#### [Given data]
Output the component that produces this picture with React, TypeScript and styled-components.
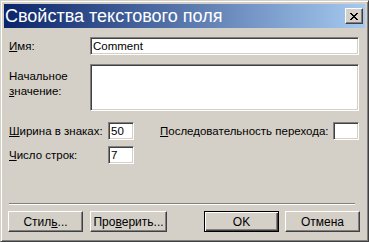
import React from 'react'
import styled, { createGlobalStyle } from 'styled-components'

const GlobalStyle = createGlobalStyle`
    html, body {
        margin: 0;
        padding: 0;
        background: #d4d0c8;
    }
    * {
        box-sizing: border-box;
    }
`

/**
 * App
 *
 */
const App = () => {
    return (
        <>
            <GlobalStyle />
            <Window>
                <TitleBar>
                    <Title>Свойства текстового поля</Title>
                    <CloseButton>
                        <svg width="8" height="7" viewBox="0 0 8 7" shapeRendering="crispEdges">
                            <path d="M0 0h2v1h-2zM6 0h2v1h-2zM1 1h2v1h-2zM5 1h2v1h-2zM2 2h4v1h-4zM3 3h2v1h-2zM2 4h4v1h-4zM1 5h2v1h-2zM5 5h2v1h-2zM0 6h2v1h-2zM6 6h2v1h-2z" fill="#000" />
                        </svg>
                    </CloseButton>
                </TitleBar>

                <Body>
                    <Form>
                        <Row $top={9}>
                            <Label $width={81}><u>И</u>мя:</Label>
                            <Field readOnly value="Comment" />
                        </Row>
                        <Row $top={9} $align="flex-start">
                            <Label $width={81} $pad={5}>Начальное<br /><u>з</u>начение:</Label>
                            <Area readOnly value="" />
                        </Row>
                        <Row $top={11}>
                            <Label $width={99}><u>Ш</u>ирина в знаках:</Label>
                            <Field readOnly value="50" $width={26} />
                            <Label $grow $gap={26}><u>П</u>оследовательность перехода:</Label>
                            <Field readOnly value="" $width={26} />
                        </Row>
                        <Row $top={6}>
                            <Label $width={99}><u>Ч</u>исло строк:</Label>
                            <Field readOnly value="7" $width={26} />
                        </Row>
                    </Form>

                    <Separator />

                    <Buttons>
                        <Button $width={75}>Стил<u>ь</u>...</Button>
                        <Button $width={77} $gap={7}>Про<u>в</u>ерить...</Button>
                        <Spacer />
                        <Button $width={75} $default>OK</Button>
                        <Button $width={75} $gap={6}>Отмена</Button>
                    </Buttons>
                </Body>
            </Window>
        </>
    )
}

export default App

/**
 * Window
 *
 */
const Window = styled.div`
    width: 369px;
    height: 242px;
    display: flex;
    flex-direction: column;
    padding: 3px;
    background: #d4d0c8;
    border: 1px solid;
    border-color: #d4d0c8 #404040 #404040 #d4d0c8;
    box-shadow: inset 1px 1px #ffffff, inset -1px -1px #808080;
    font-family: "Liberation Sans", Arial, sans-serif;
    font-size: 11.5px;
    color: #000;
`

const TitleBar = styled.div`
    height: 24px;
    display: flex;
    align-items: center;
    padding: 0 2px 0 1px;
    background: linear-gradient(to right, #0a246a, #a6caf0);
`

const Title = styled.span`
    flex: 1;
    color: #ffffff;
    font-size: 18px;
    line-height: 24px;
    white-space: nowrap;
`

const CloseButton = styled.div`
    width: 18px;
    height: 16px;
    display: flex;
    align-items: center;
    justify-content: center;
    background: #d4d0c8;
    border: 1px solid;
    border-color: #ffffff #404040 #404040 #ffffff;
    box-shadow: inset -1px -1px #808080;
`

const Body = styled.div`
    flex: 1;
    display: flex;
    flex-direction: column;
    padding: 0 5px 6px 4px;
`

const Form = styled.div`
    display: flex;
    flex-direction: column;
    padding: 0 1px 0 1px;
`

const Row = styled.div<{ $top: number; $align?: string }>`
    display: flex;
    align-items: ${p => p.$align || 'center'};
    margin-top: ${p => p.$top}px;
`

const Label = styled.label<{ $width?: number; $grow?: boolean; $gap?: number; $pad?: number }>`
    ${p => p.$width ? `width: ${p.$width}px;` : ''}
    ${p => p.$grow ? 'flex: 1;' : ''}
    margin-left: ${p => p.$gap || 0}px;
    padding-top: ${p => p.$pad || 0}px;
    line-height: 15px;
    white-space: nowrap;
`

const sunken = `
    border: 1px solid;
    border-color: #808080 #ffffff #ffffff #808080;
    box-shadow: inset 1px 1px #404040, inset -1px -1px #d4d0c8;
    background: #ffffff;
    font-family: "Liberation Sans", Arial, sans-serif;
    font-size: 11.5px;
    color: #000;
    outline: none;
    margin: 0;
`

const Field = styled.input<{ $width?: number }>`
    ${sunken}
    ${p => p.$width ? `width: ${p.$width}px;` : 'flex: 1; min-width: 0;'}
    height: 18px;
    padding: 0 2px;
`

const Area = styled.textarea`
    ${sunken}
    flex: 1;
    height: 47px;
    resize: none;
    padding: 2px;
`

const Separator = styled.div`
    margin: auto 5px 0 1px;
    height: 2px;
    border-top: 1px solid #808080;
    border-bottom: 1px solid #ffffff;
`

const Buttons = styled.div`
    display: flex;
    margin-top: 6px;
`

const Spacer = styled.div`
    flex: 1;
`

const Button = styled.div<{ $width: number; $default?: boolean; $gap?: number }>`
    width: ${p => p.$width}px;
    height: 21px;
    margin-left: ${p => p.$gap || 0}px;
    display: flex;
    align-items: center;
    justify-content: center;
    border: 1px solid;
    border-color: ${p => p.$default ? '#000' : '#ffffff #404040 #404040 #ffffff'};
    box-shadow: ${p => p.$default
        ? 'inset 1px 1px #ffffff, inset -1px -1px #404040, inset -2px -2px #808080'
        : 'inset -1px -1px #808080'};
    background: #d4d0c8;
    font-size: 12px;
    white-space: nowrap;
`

#### [Work to complete]
Return each line exactly as written. Any picture gets left out.

#### [Exercise result]
Output the component that produces this picture with React, TypeScript and styled-components.
import React from 'react'
import styled, { createGlobalStyle } from 'styled-components'

const GlobalStyle = createGlobalStyle`
    html, body {
        margin: 0;
        padding: 0;
        background: #d4d0c8;
    }
    * {
        box-sizing: border-box;
    }
`

/**
 * App
 *
 */
const App = () => {
    return (
        <>
            <GlobalStyle />
            <Window>
                <TitleBar>
                    <Title>Свойства текстового поля</Title>
                    <CloseButton>
                        <svg width="8" height="7" viewBox="0 0 8 7" shapeRendering="crispEdges">
                            <path d="M0 0h2v1h-2zM6 0h2v1h-2zM1 1h2v1h-2zM5 1h2v1h-2zM2 2h4v1h-4zM3 3h2v1h-2zM2 4h4v1h-4zM1 5h2v1h-2zM5 5h2v1h-2zM0 6h2v1h-2zM6 6h2v1h-2z" fill="#000" />
                        </svg>
                    </CloseButton>
                </TitleBar>

                <Body>
                    <Form>
                        <Row $top={9}>
                            <Label $width={81}><u>И</u>мя:</Label>
                            <Field readOnly value="Comment" />
                        </Row>
                        <Row $top={9} $align="flex-start">
                            <Label $width={81} $pad={5}>Начальное<br /><u>з</u>начение:</Label>
                            <Area readOnly value="" />
                        </Row>
                        <Row $top={11}>
                            <Label $width={99}><u>Ш</u>ирина в знаках:</Label>
                            <Field readOnly value="50" $width={26} />
                            <Label $grow $gap={26}><u>П</u>оследовательность перехода:</Label>
                            <Field readOnly value="" $width={26} />
                        </Row>
                        <Row $top={6}>
                            <Label $width={99}><u>Ч</u>исло строк:</Label>
                            <Field readOnly value="7" $width={26} />
                        </Row>
                    </Form>

                    <Separator />

                    <Buttons>
                        <Button $width={75}>Стил<u>ь</u>...</Button>
                        <Button $width={77} $gap={7}>Про<u>в</u>ерить...</Button>
                        <Spacer />
                        <Button $width={75} $default>OK</Button>
                        <Button $width={75} $gap={6}>Отмена</Button>
                    </Buttons>
                </Body>
            </Window>
        </>
    )
}

export default App

/**
 * Window
 *
 */
const Window = styled.div`
    width: 369px;
    height: 242px;
    display: flex;
    flex-direction: column;
    padding: 3px;
    background: #d4d0c8;
    border: 1px solid;
    border-color: #d4d0c8 #404040 #404040 #d4d0c8;
    box-shadow: inset 1px 1px #ffffff, inset -1px -1px #808080;
    font-family: "Liberation Sans", Arial, sans-serif;
    font-size: 11.5px;
    color: #000;
`

const TitleBar = styled.div`
    height: 24px;
    display: flex;
    align-items: center;
    padding: 0 2px 0 1px;
    background: linear-gradient(to right, #0a246a, #a6caf0);
`

const Title = styled.span`
    flex: 1;
    color: #ffffff;
    font-size: 18px;
    line-height: 24px;
    white-space: nowrap;
`

const CloseButton = styled.div`
    width: 18px;
    height: 16px;
    display: flex;
    align-items: center;
    justify-content: center;
    background: #d4d0c8;
    border: 1px solid;
    border-color: #ffffff #404040 #404040 #ffffff;
    box-shadow: inset -1px -1px #808080;
`

const Body = styled.div`
    flex: 1;
    display: flex;
    flex-direction: column;
    padding: 0 5px 6px 4px;
`

const Form = styled.div`
    display: flex;
    flex-direction: column;
    padding: 0 1px 0 1px;
`

const Row = styled.div<{ $top: number; $align?: string }>`
    display: flex;
    align-items: ${p => p.$align || 'center'};
    margin-top: ${p => p.$top}px;
`

const Label = styled.label<{ $width?: number; $grow?: boolean; $gap?: number; $pad?: number }>`
    ${p => p.$width ? `width: ${p.$width}px;` : ''}
    ${p => p.$grow ? 'flex: 1;' : ''}
    margin-left: ${p => p.$gap || 0}px;
    padding-top: ${p => p.$pad || 0}px;
    line-height: 15px;
    white-space: nowrap;
`

const sunken = `
    border: 1px solid;
    border-color: #808080 #ffffff #ffffff #808080;
    box-shadow: inset 1px 1px #404040, inset -1px -1px #d4d0c8;
    background: #ffffff;
    font-family: "Liberation Sans", Arial, sans-serif;
    font-size: 11.5px;
    color: #000;
    outline: none;
    margin: 0;
`

const Field = styled.input<{ $width?: number }>`
    ${sunken}
    ${p => p.$width ? `width: ${p.$width}px;` : 'flex: 1; min-width: 0;'}
    height: 18px;
    padding: 0 2px;
`

const Area = styled.textarea`
    ${sunken}
    flex: 1;
    height: 47px;
    resize: none;
    padding: 2px;
`

const Separator = styled.div`
    margin: auto 5px 0 1px;
    height: 2px;
    border-top: 1px solid #808080;
    border-bottom: 1px solid #ffffff;
`

const Buttons = styled.div`
    display: flex;
    margin-top: 6px;
`

const Spacer = styled.div`
    flex: 1;
`

const Button = styled.div<{ $width: number; $default?: boolean; $gap?: number }>`
    width: ${p => p.$width}px;
    height: 21px;
    margin-left: ${p => p.$gap || 0}px;
    display: flex;
    align-items: center;
    justify-content: center;
    border: 1px solid;
    border-color: ${p => p.$default ? '#000' : '#ffffff #404040 #404040 #ffffff'};
    box-shadow: ${p => p.$default
        ? 'inset 1px 1px #ffffff, inset -1px -1px #404040, inset -2px -2px #808080'
        : 'inset -1px -1px #808080'};
    background: #d4d0c8;
    font-size: 12px;
    white-space: nowrap;
`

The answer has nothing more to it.